Former Portland Steam Laundry

This former steam laundry was constructed between 1899 and 1900, designed by J Lawton Webster, surveyor for the Portland Local Board. It is built from red brick with Portland stone dressings, with a roof of profiled metal sheeting that was replaced in the 21st century.

The building stands on a steeply sloping site to the south of Brymers Avenue. Its main structure is a rectangular block oriented roughly east-west, with an outshut to the east and a boiler room with smokestack to the north. A late-20th-century extension has been added to the south, built into the rising ground, but this is excluded from the listing.

The main range forms a double-height block beneath a saw-tooth roof of three pitches. The entrance, on the west elevation, is a carriageway arch reached by concrete steps, a later addition.
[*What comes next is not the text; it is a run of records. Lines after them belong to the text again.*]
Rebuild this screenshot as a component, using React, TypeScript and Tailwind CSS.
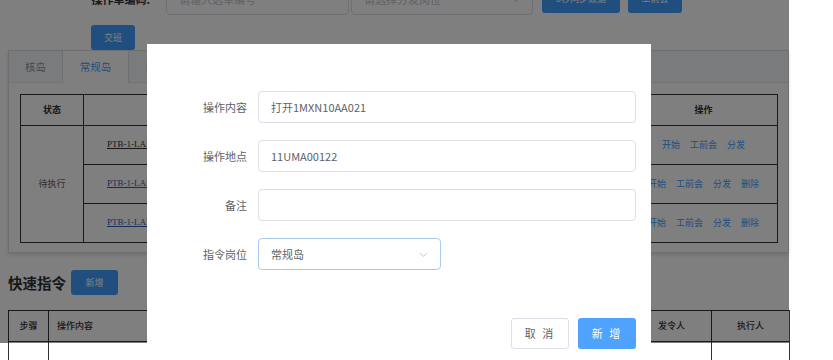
import React from 'react'

const cjk = "font-['Noto_Sans_CJK_SC','Noto_Sans',sans-serif]"

const ActionLinks = ({ del }: { del?: boolean }) => (
  <div className="flex items-center justify-center gap-[10px] text-[9px] text-[#409eff]">
    <span>开始</span>
    <span>工前会</span>
    <span>分发</span>
    {del && <span>删除</span>}
  </div>
)

const Field = ({ label, value }: { label: string; value?: string }) => (
  <div className="flex items-center">
    <div className="w-[111px] pr-[11px] text-right text-[11px] text-[#606266]">{label}</div>
    <div className="flex h-[32px] flex-1 items-center rounded-[4px] border border-[#dcdfe6] px-[12px] text-[11px] text-[#606266]">
      {value}
    </div>
  </div>
)

export default function App() {
  return (
    <div className={`relative h-[360px] w-[833px] overflow-hidden bg-white ${cjk}`}>
      {/* page behind the dialog */}
      <div className="relative h-full w-[789px] bg-white">
        {/* search row, scrolled partly out of view */}
        <div className="mt-[-17px] flex h-[32px] items-center">
          <div className="ml-[80px] w-[70px] whitespace-nowrap text-right text-[11px] font-bold text-[#303133]">操作单编码:</div>
          <div className="ml-[16px] flex h-[32px] w-[183px] items-center rounded-[4px] border border-[#dcdfe6] px-[12px] text-[11px] text-[#c0c4cc]">
            请输入选单编号
          </div>
          <div className="ml-[2px] flex h-[32px] w-[182px] items-center justify-between rounded-[4px] border border-[#dcdfe6] px-[12px] text-[11px] text-[#c0c4cc]">
            <span>请选择分发岗位</span>
            <svg width="9" height="9" viewBox="0 0 10 10" fill="none" stroke="#c0c4cc" strokeWidth="1">
              <path d="M1 3.5 5 7l4-3.5" />
            </svg>
          </div>
          <button className="ml-[9px] h-[28px] w-[78px] rounded-[3px] bg-[#409eff] text-[9px] text-white">0秒同步数据</button>
          <button className="ml-[8px] h-[28px] w-[54px] rounded-[3px] bg-[#409eff] text-[9px] text-white">工前会</button>
        </div>

        <button className="ml-[91px] mt-[10px] block h-[25px] w-[44px] rounded-[3px] bg-[#409eff] text-[9px] text-white">交班</button>

        {/* tab card */}
        <div className="ml-[8px] h-[203px] w-[781px] border border-[#dcdfe6] bg-white shadow-[0_2px_4px_rgba(0,0,0,0.12)]">
          <div className="flex h-[32px] border-b border-[#e4e7ed] bg-[#f5f7fa] text-[10.5px]">
            <div className="flex w-[54px] items-center justify-center border-r border-[#dcdfe6] text-[#909399]">核岛</div>
            <div className="-mb-px flex w-[66px] items-center justify-center border-r border-[#dcdfe6] bg-white text-[#409eff]">常规岛</div>
            <div className="flex items-center border-r border-[#dcdfe6] px-[17px] text-[#909399]">辅助</div>
          </div>
          <div className="p-[11px]">
            <table className="w-[757px] table-fixed border-collapse text-[9px] text-[#303133]">
              <colgroup>
                <col className="w-[63px]" />
                <col className="w-[317px]" />
                <col className="w-[229px]" />
                <col className="w-[148px]" />
              </colgroup>
              <thead>
                <tr className="h-[31px]">
                  <th className="border border-[#333]">状态</th>
                  <th className="border border-[#333]" />
                  <th className="border border-[#333]" />
                  <th className="border border-[#333]">操作</th>
                </tr>
              </thead>
              <tbody>
                <tr className="h-[39px]">
                  <td rowSpan={3} className="border border-[#333] text-center text-[#606266]">待执行</td>
                  <td className="border border-[#333] pl-[23px] font-['Liberation_Serif',serif] underline">PTB-1-LAB-20230415-001</td>
                  <td className="border border-[#333]" />
                  <td className="border border-[#333]"><ActionLinks /></td>
                </tr>
                <tr className="h-[39px]">
                  <td className="border border-[#333] pl-[23px] font-['Liberation_Serif',serif] text-[#2b5fae] underline">PTB-1-LAB-20230415-002</td>
                  <td className="border border-[#333]" />
                  <td className="border border-[#333]"><ActionLinks del /></td>
                </tr>
                <tr className="h-[39px]">
                  <td className="border border-[#333] pl-[23px] font-['Liberation_Serif',serif] text-[#2b5fae] underline">PTB-1-LAB-20230415-003</td>
                  <td className="border border-[#333]" />
                  <td className="border border-[#333]"><ActionLinks del /></td>
                </tr>
              </tbody>
            </table>
          </div>
        </div>

        <div className="ml-[8px] mt-[17px] flex h-[25px] items-center gap-[5px]">
          <span className="text-[14.5px] font-bold text-[#303133]">快速指令</span>
          <button className="h-[25px] w-[47px] rounded-[3px] bg-[#409eff] text-[9px] text-white">新增</button>
        </div>

        <table className="ml-[8px] mt-[15px] w-[781px] table-fixed border-collapse text-[9px] text-[#303133]">
          <colgroup>
            <col className="w-[40px]" />
            <col className="w-[300px]" />
            <col className="w-[283px]" />
            <col className="w-[80px]" />
            <col className="w-[78px]" />
          </colgroup>
          <thead>
            <tr className="h-[31px]">
              <th className="border border-[#333] font-medium">步骤</th>
              <th className="border border-[#333] pl-[8px] text-left font-medium">操作内容</th>
              <th className="border border-[#333] font-medium" />
              <th className="border border-[#333] font-medium">发令人</th>
              <th className="border border-[#333] font-medium">执行人</th>
            </tr>
          </thead>
          <tbody>
            <tr className="h-[31px]">
              <td className="border border-[#333]" />
              <td className="border border-[#333]" />
              <td className="border border-[#333]" />
              <td className="border border-[#333]" />
              <td className="border border-[#333]" />
            </tr>
          </tbody>
        </table>

        <div className="absolute inset-0 bg-black/50" />
      </div>

      {/* dialog */}
      <div className="absolute left-[147px] top-[44px] h-[330px] w-[504px] bg-white pr-[15px] pt-[47px]">
        <div className="flex flex-col gap-[17px]">
          <Field label="操作内容" value="打开1MXN10AA021" />
          <Field label="操作地点" value="11UMA00122" />
          <Field label="备注" />
          <div className="flex items-center">
            <div className="w-[111px] pr-[11px] text-right text-[11px] text-[#606266]">指令岗位</div>
            <div className="flex h-[32px] w-[183px] items-center justify-between rounded-[4px] border border-[#a9cbee] px-[12px] text-[11px] text-[#606266]">
              <span>常规岛</span>
              <svg width="9" height="9" viewBox="0 0 10 10" fill="none" stroke="#c0c4cc" strokeWidth="1">
                <path d="M1 3.5 5 7l4-3.5" />
              </svg>
            </div>
          </div>
        </div>
        <div className="mt-[48px] flex justify-end gap-[9px]">
          <button className="h-[31px] w-[58px] rounded-[3px] border border-[#dcdfe6] bg-white text-[11px] tracking-[2px] text-[#606266]">取 消</button>
          <button className="h-[31px] w-[58px] rounded-[3px] bg-[#4fa3ff] text-[11px] tracking-[2px] text-white">新 增</button>
        </div>
      </div>
    </div>
  )
}
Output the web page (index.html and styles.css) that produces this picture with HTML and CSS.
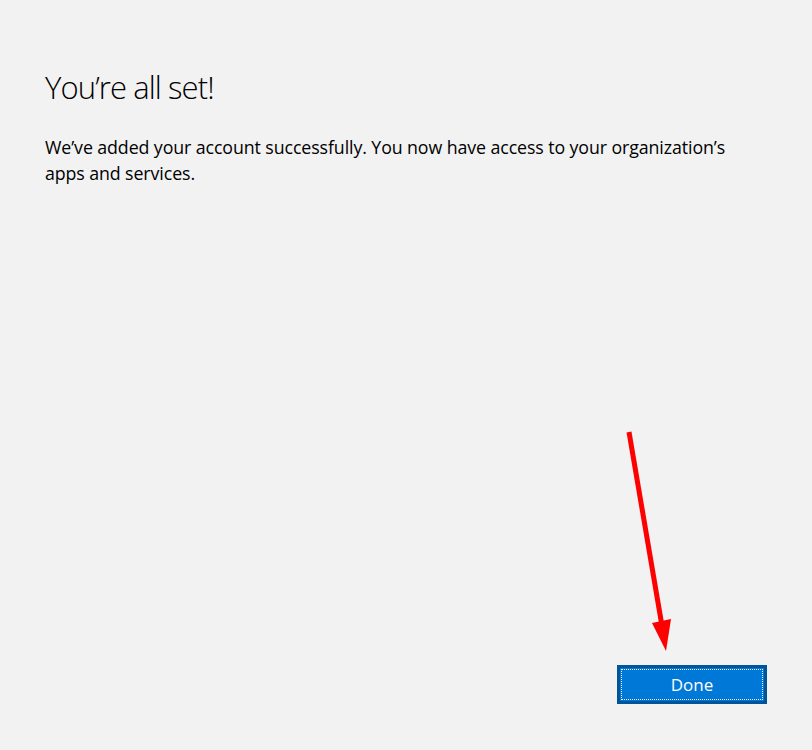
FILE: index.html
```html
<!DOCTYPE html>
<html lang="en">
<head>
<meta charset="utf-8">
<title>You're all set!</title>
<link rel="stylesheet" href="styles.css">
</head>
<body>
<div class="page">
  <main class="content">
    <h1 class="title">You’re all set!</h1>
    <p class="message">We’ve added your account successfully. You now have access to your organization’s apps and services.</p>
  </main>
  <footer class="footer">
    <button class="btn-primary" type="button">Done</button>
  </footer>
  <svg class="annotation" width="812" height="750" viewBox="0 0 812 750" aria-hidden="true">
    <line x1="629" y1="432" x2="662" y2="626" stroke="#ff0000" stroke-width="5"/>
    <polygon points="652,623 671,619 666,651" fill="#ff0000"/>
  </svg>
</div>
</body>
</html>
```

FILE: styles.css
```css
* {
  box-sizing: border-box;
}

html, body {
  margin: 0;
  padding: 0;
  background: #f2f2f2;
}

body {
  font-family: "Open Sans", "Noto Sans", "Liberation Sans", sans-serif;
  color: #000;
}

.page {
  position: relative;
  width: 812px;
  height: 750px;
  display: flex;
  flex-direction: column;
  padding: 66px 45px 46px 45px;
  overflow: hidden;
}

.content {
  flex: 1;
}

.title {
  margin: 0;
  font-size: 31px;
  font-weight: 300;
  line-height: 42px;
  letter-spacing: -0.9px;
  color: #000;
}

.message {
  margin: 26px 0 0 0;
  max-width: 710px;
  font-size: 17.8px;
  line-height: 26px;
  font-weight: 400;
  letter-spacing: -0.1px;
}

.footer {
  display: flex;
  justify-content: flex-end;
}

.btn-primary {
  width: 150px;
  height: 39px;
  padding: 0 0 1px 0;
  background: #0078d7;
  border: 3px solid #00549a;
  color: #fff;
  font-family: "Open Sans", "Noto Sans", "Liberation Sans", sans-serif;
  font-size: 17px;
  font-weight: 400;
  outline: 1px dotted #ffffff;
  outline-offset: -5px;
}

.annotation {
  position: absolute;
  left: 0;
  top: 0;
  pointer-events: none;
}
```
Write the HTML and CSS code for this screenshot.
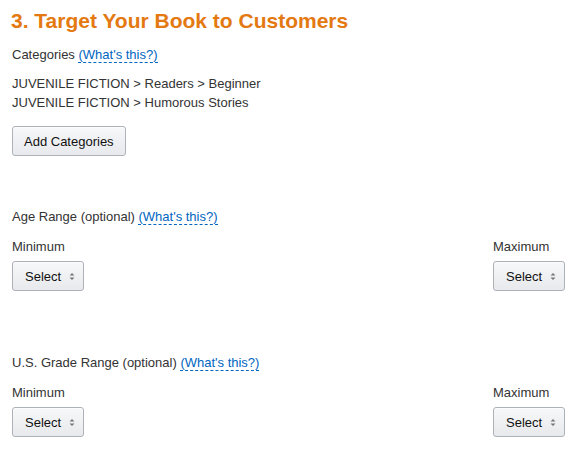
FILE: index.html
```html
<!DOCTYPE html>
<html>
<head>
<meta charset="utf-8">
<link rel="stylesheet" href="styles.css">
</head>
<body>
<div class="page">
  <h1 class="title">3. Target Your Book to Customers</h1>

  <div class="label">Categories <a class="help">(What's this?)</a></div>
  <ul class="cats">
    <li>JUVENILE FICTION &gt; Readers &gt; Beginner</li>
    <li>JUVENILE FICTION &gt; Humorous Stories</li>
  </ul>
  <button class="btn">Add Categories</button>

  <div class="label section">Age Range (optional) <a class="help">(What's this?)</a></div>
  <div class="range">
    <div class="field">
      <div class="sublabel">Minimum</div>
      <button class="btn select">Select <svg class="arrows" width="6" height="9" viewBox="0 0 6 9"><path d="M0.5 3.5 L3 1 L5.5 3.5 Z M0.5 5.5 L3 8 L5.5 5.5 Z" fill="#777"/></svg></button>
    </div>
    <div class="field">
      <div class="sublabel">Maximum</div>
      <button class="btn select">Select <svg class="arrows" width="6" height="9" viewBox="0 0 6 9"><path d="M0.5 3.5 L3 1 L5.5 3.5 Z M0.5 5.5 L3 8 L5.5 5.5 Z" fill="#777"/></svg></button>
    </div>
  </div>

  <div class="label section2">U.S. Grade Range (optional) <a class="help">(What's this?)</a></div>
  <div class="range">
    <div class="field">
      <div class="sublabel">Minimum</div>
      <button class="btn select">Select <svg class="arrows" width="6" height="9" viewBox="0 0 6 9"><path d="M0.5 3.5 L3 1 L5.5 3.5 Z M0.5 5.5 L3 8 L5.5 5.5 Z" fill="#777"/></svg></button>
    </div>
    <div class="field">
      <div class="sublabel">Maximum</div>
      <button class="btn select">Select <svg class="arrows" width="6" height="9" viewBox="0 0 6 9"><path d="M0.5 3.5 L3 1 L5.5 3.5 Z M0.5 5.5 L3 8 L5.5 5.5 Z" fill="#777"/></svg></button>
    </div>
  </div>
</div>
</body>
</html>
```

FILE: styles.css
```css
html, body {
  margin: 0;
  padding: 0;
  background: #ffffff;
}

body {
  font-family: "Liberation Sans", Arial, sans-serif;
  font-size: 13px;
  line-height: 19px;
  color: #333333;
}

.page {
  padding: 9px 12px 0 12px;
}

.title {
  margin: 0 0 0 -1px;
  font-size: 21px;
  line-height: 24px;
  font-weight: bold;
  color: #e47911;
}

.label {
  margin-top: 12px;
}

.help {
  color: #0066c0;
  text-decoration: none;
  border-bottom: 1px dashed #0066c0;
  cursor: pointer;
}

.cats {
  list-style: none;
  margin: 10px 0 0 0;
  padding: 0;
}

.btn {
  display: inline-flex;
  align-items: center;
  box-sizing: border-box;
  height: 30px;
  margin: 14px 0 0 0;
  padding: 0 11px;
  font-family: "Liberation Sans", Arial, sans-serif;
  font-size: 13px;
  color: #111111;
  background: linear-gradient(#f7f8fa, #e7e9ec);
  border: 1px solid #adb1b8;
  border-radius: 3px;
  box-shadow: inset 0 1px 0 rgba(255,255,255,0.6);
}

.section {
  margin-top: 51px;
}

.section2 {
  margin-top: 62px;
}

.range {
  display: flex;
  justify-content: space-between;
  margin-top: 11px;
}

.sublabel {
  line-height: 19px;
}

.select {
  margin-top: 5px;
  width: 72px;
  padding: 0 0 0 12px;
  gap: 8px;
}

.arrows {
  display: block;
}
```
The windows on this elevation are replacements set within plain, regular openings with chamfered lintels and projecting sills. An outshut, probably containing the offices, stands to the left of the entrance. The roofline is defined by three gables, each containing a small rectangular window that likely replaced original ocular ventilation openings—these remain blocked on the corresponding gables of the east elevation. A projecting course of bricks follows the jagged roofline, with a header course forming the coping.

The north elevation, facing downhill, is two storeys. A wide band of mortar at storey height has the appearance of earlier brickwork beneath. The upper storey contains a row of eight windows, most retaining their original one-over-one sashes; the left-most has been blocked and replaced with a loading door. The ground floor has a series of doors and windows with either cambered brick heads or concrete lintels with brick sills, indicating later alterations. At the north corner stands the square smokestack with a moulded brick cornice, adjacent to the boiler house, a small pitched-roof unit.

The east elevation is blind, with the ocular vents in the gables blocked. The south elevation has been largely obscured by the late-20th-century extension.

Internally, the structural system is clearly visible. The roof pitches are supported by load-bearing outer walls, with the two internal valleys supported by two rows of eight cast-iron columns. The space has been subdivided by late-20th-century partitioning, and a mezzanine has been inserted on the east side. Brick partitioning exists at the northern corner. The roof trusses are asymmetrical triangles with steeply pitched north sides, originally supporting a glazed and ventilated roof. Each truss is a triangular timber structure with a steel rod connecting the apex to the tie beam.

The basement-level accommodation on the northern side consists of a series of small rooms, formerly stables and fuel stores. This area was inaccessible during survey and does not connect internally with the main ground floor.